Exercise directions
Repeat every line exactly, keeping the pictures out of the copy.

--------

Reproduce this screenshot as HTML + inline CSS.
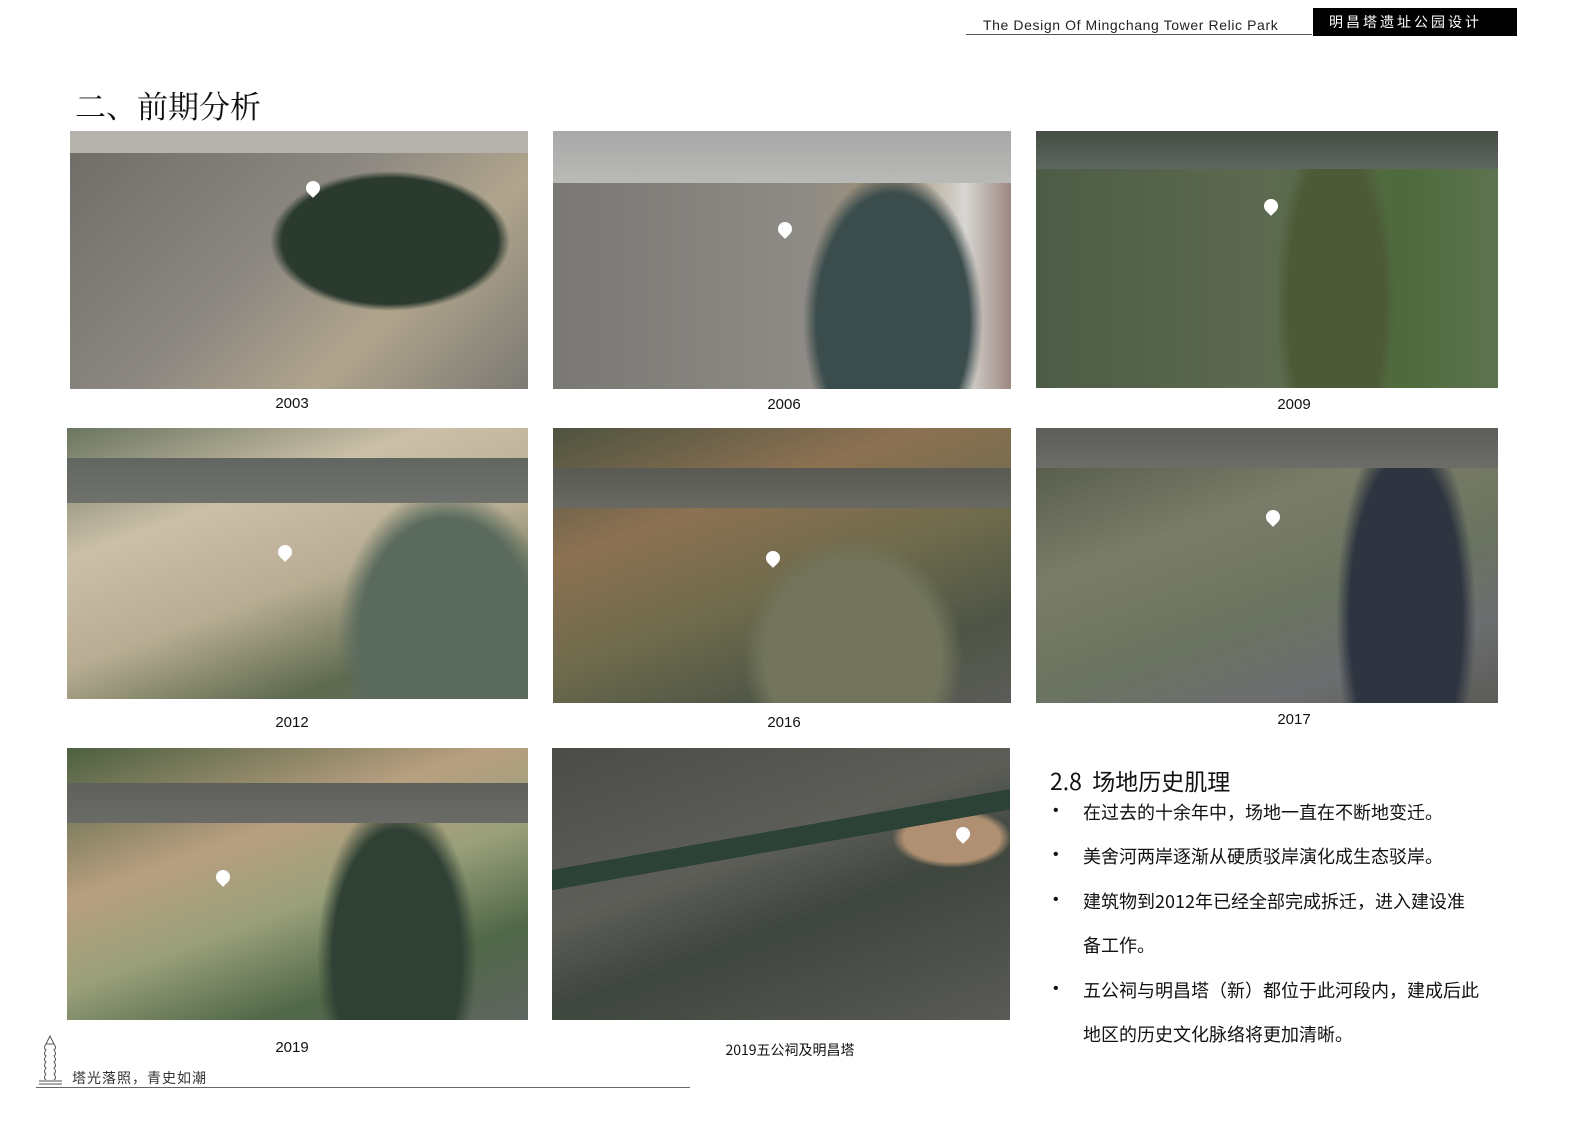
<!DOCTYPE html>
<html><head><meta charset="utf-8"><style>
*{margin:0;padding:0;box-sizing:border-box}
body{width:1587px;height:1123px;background:#fff;position:relative;overflow:hidden;font-family:"Liberation Sans","Noto Sans CJK SC",sans-serif;color:#111}
.a{position:absolute}
.img{position:absolute;overflow:hidden}
.cap{position:absolute;font-size:15px;text-align:center;width:300px}
.pin{position:absolute;width:14px;height:14px;border-radius:50% 50% 50% 0;transform:rotate(-45deg);background:#fff}
.bl{position:absolute;left:1083px;font-size:18px;font-family:"Noto Sans CJK SC",sans-serif}
.dot{position:absolute;left:1053px;font-size:16px}
</style></head><body>
<div class="a" style="left:966px;top:34px;width:346px;height:1px;background:#555"></div>
<div class="a" style="left:983px;top:17px;font-size:14px;letter-spacing:0.6px;color:#222">The Design Of Mingchang Tower Relic Park</div>
<div class="a" style="left:1313px;top:8px;width:204px;height:28px;background:#000;color:#fff;font-size:14px;letter-spacing:3px;padding:4px 0 0 16px;font-family:'Noto Sans CJK SC',sans-serif">明昌塔遗址公园设计</div>
<div class="a" style="left:75px;top:82px;font-size:31px;font-family:'Noto Serif CJK SC','Noto Sans CJK SC',serif">二、前期分析</div>

<div class="img" style="left:70px;top:131px;width:458px;height:258px;background:linear-gradient(#b5b3ab 0,#b5b3ab 22px,transparent 22px),radial-gradient(ellipse 120px 70px at 320px 110px,#2a3a2e 90%,transparent 100%),linear-gradient(135deg,#6f6b66,#8c8881 45%,#b0a48c 70%,#7c7a74)"></div>
<div class="img" style="left:553px;top:131px;width:458px;height:258px;background:linear-gradient(#a8a9a8 0,#b9b9b6 52px,transparent 52px),radial-gradient(ellipse 90px 150px at 340px 190px,#3a4c4c 85%,transparent 100%),linear-gradient(90deg,#7a7874,#8e8b86 55%,#a49378 75%,#d8d6d2 90%,#9c8880)"></div>
<div class="img" style="left:1036px;top:131px;width:462px;height:257px;background:linear-gradient(#454d44 0,#5f6660 38px,transparent 38px),radial-gradient(ellipse 60px 180px at 300px 170px,#4c5a36 80%,transparent 100%),linear-gradient(90deg,#4d5c46,#5d6a50 50%,#4e6b3c 80%,#5d7350)"></div>

<div class="img" style="left:67px;top:428px;width:461px;height:271px;background:linear-gradient(transparent 30px,#626660 30px,#6e716c 75px,transparent 75px),radial-gradient(ellipse 110px 150px at 380px 210px,#5a6b5e 80%,transparent 100%),linear-gradient(160deg,#6a7560,#cbbfa8 30%,#b8ad93 55%,#5e6a4e 80%,#6d6f6b)"></div>
<div class="img" style="left:553px;top:428px;width:458px;height:275px;background:linear-gradient(transparent 40px,#5a5a54 40px,#696962 80px,transparent 80px),radial-gradient(ellipse 110px 120px at 300px 230px,#72755c 80%,transparent 100%),linear-gradient(160deg,#4e5340,#8c7152 30%,#6f6b4c 55%,#4e5546 80%,#5b5c58)"></div>
<div class="img" style="left:1036px;top:428px;width:462px;height:275px;background:linear-gradient(#5c5c58 0,#6c6c68 40px,transparent 40px),radial-gradient(ellipse 70px 200px at 370px 190px,#2e3440 80%,transparent 100%),linear-gradient(160deg,#4e5444,#7a7c68 35%,#6b7460 60%,#6c6e70 80%,#5b5c58)"></div>

<div class="img" style="left:67px;top:748px;width:461px;height:272px;background:linear-gradient(transparent 35px,#5e605c 35px,#6a6b66 75px,transparent 75px),radial-gradient(ellipse 80px 160px at 330px 210px,#2f4034 80%,transparent 100%),linear-gradient(160deg,#4c6040,#b89f80 35%,#9aa07a 55%,#506848 78%,#5f6560)"></div>
<div class="img" style="left:552px;top:748px;width:458px;height:272px;background:linear-gradient(170deg,transparent 120px,#2d4236 120px,#2d4236 140px,transparent 140px),radial-gradient(ellipse 60px 30px at 400px 90px,#b09072 80%,transparent 100%),linear-gradient(160deg,#4a4c48,#5d5e58 40%,#3e463e 60%,#5a5a56)"></div>

<div class="pin" style="left:306px;top:181px"></div>
<div class="pin" style="left:778px;top:222px"></div>
<div class="pin" style="left:1264px;top:199px"></div>
<div class="pin" style="left:278px;top:545px"></div>
<div class="pin" style="left:766px;top:551px"></div>
<div class="pin" style="left:1266px;top:510px"></div>
<div class="pin" style="left:216px;top:870px"></div>
<div class="pin" style="left:956px;top:827px"></div>

<div class="cap" style="left:142px;top:395px">2003</div>
<div class="cap" style="left:634px;top:396px">2006</div>
<div class="cap" style="left:1144px;top:396px">2009</div>
<div class="cap" style="left:142px;top:714px">2012</div>
<div class="cap" style="left:634px;top:714px">2016</div>
<div class="cap" style="left:1144px;top:711px">2017</div>
<div class="cap" style="left:142px;top:1039px">2019</div>
<div class="cap" style="left:640px;top:1040px;font-family:'Noto Sans CJK SC',sans-serif;font-size:14px">2019五公祠及明昌塔</div>

<div class="a" style="left:1050px;top:763px;font-size:23px;font-family:'Noto Sans CJK SC',sans-serif">2.8&nbsp; 场地历史肌理</div>
<div class="dot" style="top:802px">•</div><div class="bl" style="top:799px">在过去的十余年中，场地一直在不断地变迁。</div>
<div class="dot" style="top:846px">•</div><div class="bl" style="top:843px">美舍河两岸逐渐从硬质驳岸演化成生态驳岸。</div>
<div class="dot" style="top:891px">•</div><div class="bl" style="top:888px">建筑物到2012年已经全部完成拆迁，进入建设准</div>
<div class="bl" style="top:932px">备工作。</div>
<div class="dot" style="top:980px">•</div><div class="bl" style="top:977px">五公祠与明昌塔（新）都位于此河段内，建成后此</div>
<div class="bl" style="top:1021px">地区的历史文化脉络将更加清晰。</div>

<svg class="a" style="left:36px;top:1034px" width="30" height="54" viewBox="0 0 30 54" fill="none" stroke="#555" stroke-width="1">
<path d="M14 2 L10 10 L18 10 Z M10 10 Q7 14 10 16 Q7 20 10 22 Q7 26 10 28 Q7 32 10 34 Q7 38 10 40 Q7 44 10 46 M18 10 Q21 14 18 16 Q21 20 18 22 Q21 26 18 28 Q21 32 18 34 Q21 38 18 40 Q21 44 18 46 M3 50 H26 M3 47 H26"/></svg>
<div class="a" style="left:72px;top:1068px;font-size:14px;letter-spacing:1px;font-family:'Noto Sans CJK SC',sans-serif;color:#333">塔光落照，青史如潮</div>
<div class="a" style="left:36px;top:1087px;width:654px;height:1px;background:#666"></div>
</body></html>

--------

Complete response
Reproduce this screenshot as HTML + inline CSS.
<!DOCTYPE html>
<html><head><meta charset="utf-8"><style>
*{margin:0;padding:0;box-sizing:border-box}
body{width:1587px;height:1123px;background:#fff;position:relative;overflow:hidden;font-family:"Liberation Sans","Noto Sans CJK SC",sans-serif;color:#111}
.a{position:absolute}
.img{position:absolute;overflow:hidden}
.cap{position:absolute;font-size:15px;text-align:center;width:300px}
.pin{position:absolute;width:14px;height:14px;border-radius:50% 50% 50% 0;transform:rotate(-45deg);background:#fff}
.bl{position:absolute;left:1083px;font-size:18px;font-family:"Noto Sans CJK SC",sans-serif}
.dot{position:absolute;left:1053px;font-size:16px}
</style></head><body>
<div class="a" style="left:966px;top:34px;width:346px;height:1px;background:#555"></div>
<div class="a" style="left:983px;top:17px;font-size:14px;letter-spacing:0.6px;color:#222">The Design Of Mingchang Tower Relic Park</div>
<div class="a" style="left:1313px;top:8px;width:204px;height:28px;background:#000;color:#fff;font-size:14px;letter-spacing:3px;padding:4px 0 0 16px;font-family:'Noto Sans CJK SC',sans-serif">明昌塔遗址公园设计</div>
<div class="a" style="left:75px;top:82px;font-size:31px;font-family:'Noto Serif CJK SC','Noto Sans CJK SC',serif">二、前期分析</div>

<div class="img" style="left:70px;top:131px;width:458px;height:258px;background:linear-gradient(#b5b3ab 0,#b5b3ab 22px,transparent 22px),radial-gradient(ellipse 120px 70px at 320px 110px,#2a3a2e 90%,transparent 100%),linear-gradient(135deg,#6f6b66,#8c8881 45%,#b0a48c 70%,#7c7a74)"></div>
<div class="img" style="left:553px;top:131px;width:458px;height:258px;background:linear-gradient(#a8a9a8 0,#b9b9b6 52px,transparent 52px),radial-gradient(ellipse 90px 150px at 340px 190px,#3a4c4c 85%,transparent 100%),linear-gradient(90deg,#7a7874,#8e8b86 55%,#a49378 75%,#d8d6d2 90%,#9c8880)"></div>
<div class="img" style="left:1036px;top:131px;width:462px;height:257px;background:linear-gradient(#454d44 0,#5f6660 38px,transparent 38px),radial-gradient(ellipse 60px 180px at 300px 170px,#4c5a36 80%,transparent 100%),linear-gradient(90deg,#4d5c46,#5d6a50 50%,#4e6b3c 80%,#5d7350)"></div>

<div class="img" style="left:67px;top:428px;width:461px;height:271px;background:linear-gradient(transparent 30px,#626660 30px,#6e716c 75px,transparent 75px),radial-gradient(ellipse 110px 150px at 380px 210px,#5a6b5e 80%,transparent 100%),linear-gradient(160deg,#6a7560,#cbbfa8 30%,#b8ad93 55%,#5e6a4e 80%,#6d6f6b)"></div>
<div class="img" style="left:553px;top:428px;width:458px;height:275px;background:linear-gradient(transparent 40px,#5a5a54 40px,#696962 80px,transparent 80px),radial-gradient(ellipse 110px 120px at 300px 230px,#72755c 80%,transparent 100%),linear-gradient(160deg,#4e5340,#8c7152 30%,#6f6b4c 55%,#4e5546 80%,#5b5c58)"></div>
<div class="img" style="left:1036px;top:428px;width:462px;height:275px;background:linear-gradient(#5c5c58 0,#6c6c68 40px,transparent 40px),radial-gradient(ellipse 70px 200px at 370px 190px,#2e3440 80%,transparent 100%),linear-gradient(160deg,#4e5444,#7a7c68 35%,#6b7460 60%,#6c6e70 80%,#5b5c58)"></div>

<div class="img" style="left:67px;top:748px;width:461px;height:272px;background:linear-gradient(transparent 35px,#5e605c 35px,#6a6b66 75px,transparent 75px),radial-gradient(ellipse 80px 160px at 330px 210px,#2f4034 80%,transparent 100%),linear-gradient(160deg,#4c6040,#b89f80 35%,#9aa07a 55%,#506848 78%,#5f6560)"></div>
<div class="img" style="left:552px;top:748px;width:458px;height:272px;background:linear-gradient(170deg,transparent 120px,#2d4236 120px,#2d4236 140px,transparent 140px),radial-gradient(ellipse 60px 30px at 400px 90px,#b09072 80%,transparent 100%),linear-gradient(160deg,#4a4c48,#5d5e58 40%,#3e463e 60%,#5a5a56)"></div>

<div class="pin" style="left:306px;top:181px"></div>
<div class="pin" style="left:778px;top:222px"></div>
<div class="pin" style="left:1264px;top:199px"></div>
<div class="pin" style="left:278px;top:545px"></div>
<div class="pin" style="left:766px;top:551px"></div>
<div class="pin" style="left:1266px;top:510px"></div>
<div class="pin" style="left:216px;top:870px"></div>
<div class="pin" style="left:956px;top:827px"></div>

<div class="cap" style="left:142px;top:395px">2003</div>
<div class="cap" style="left:634px;top:396px">2006</div>
<div class="cap" style="left:1144px;top:396px">2009</div>
<div class="cap" style="left:142px;top:714px">2012</div>
<div class="cap" style="left:634px;top:714px">2016</div>
<div class="cap" style="left:1144px;top:711px">2017</div>
<div class="cap" style="left:142px;top:1039px">2019</div>
<div class="cap" style="left:640px;top:1040px;font-family:'Noto Sans CJK SC',sans-serif;font-size:14px">2019五公祠及明昌塔</div>

<div class="a" style="left:1050px;top:763px;font-size:23px;font-family:'Noto Sans CJK SC',sans-serif">2.8&nbsp; 场地历史肌理</div>
<div class="dot" style="top:802px">•</div><div class="bl" style="top:799px">在过去的十余年中，场地一直在不断地变迁。</div>
<div class="dot" style="top:846px">•</div><div class="bl" style="top:843px">美舍河两岸逐渐从硬质驳岸演化成生态驳岸。</div>
<div class="dot" style="top:891px">•</div><div class="bl" style="top:888px">建筑物到2012年已经全部完成拆迁，进入建设准</div>
<div class="bl" style="top:932px">备工作。</div>
<div class="dot" style="top:980px">•</div><div class="bl" style="top:977px">五公祠与明昌塔（新）都位于此河段内，建成后此</div>
<div class="bl" style="top:1021px">地区的历史文化脉络将更加清晰。</div>

<svg class="a" style="left:36px;top:1034px" width="30" height="54" viewBox="0 0 30 54" fill="none" stroke="#555" stroke-width="1">
<path d="M14 2 L10 10 L18 10 Z M10 10 Q7 14 10 16 Q7 20 10 22 Q7 26 10 28 Q7 32 10 34 Q7 38 10 40 Q7 44 10 46 M18 10 Q21 14 18 16 Q21 20 18 22 Q21 26 18 28 Q21 32 18 34 Q21 38 18 40 Q21 44 18 46 M3 50 H26 M3 47 H26"/></svg>
<div class="a" style="left:72px;top:1068px;font-size:14px;letter-spacing:1px;font-family:'Noto Sans CJK SC',sans-serif;color:#333">塔光落照，青史如潮</div>
<div class="a" style="left:36px;top:1087px;width:654px;height:1px;background:#666"></div>
</body></html>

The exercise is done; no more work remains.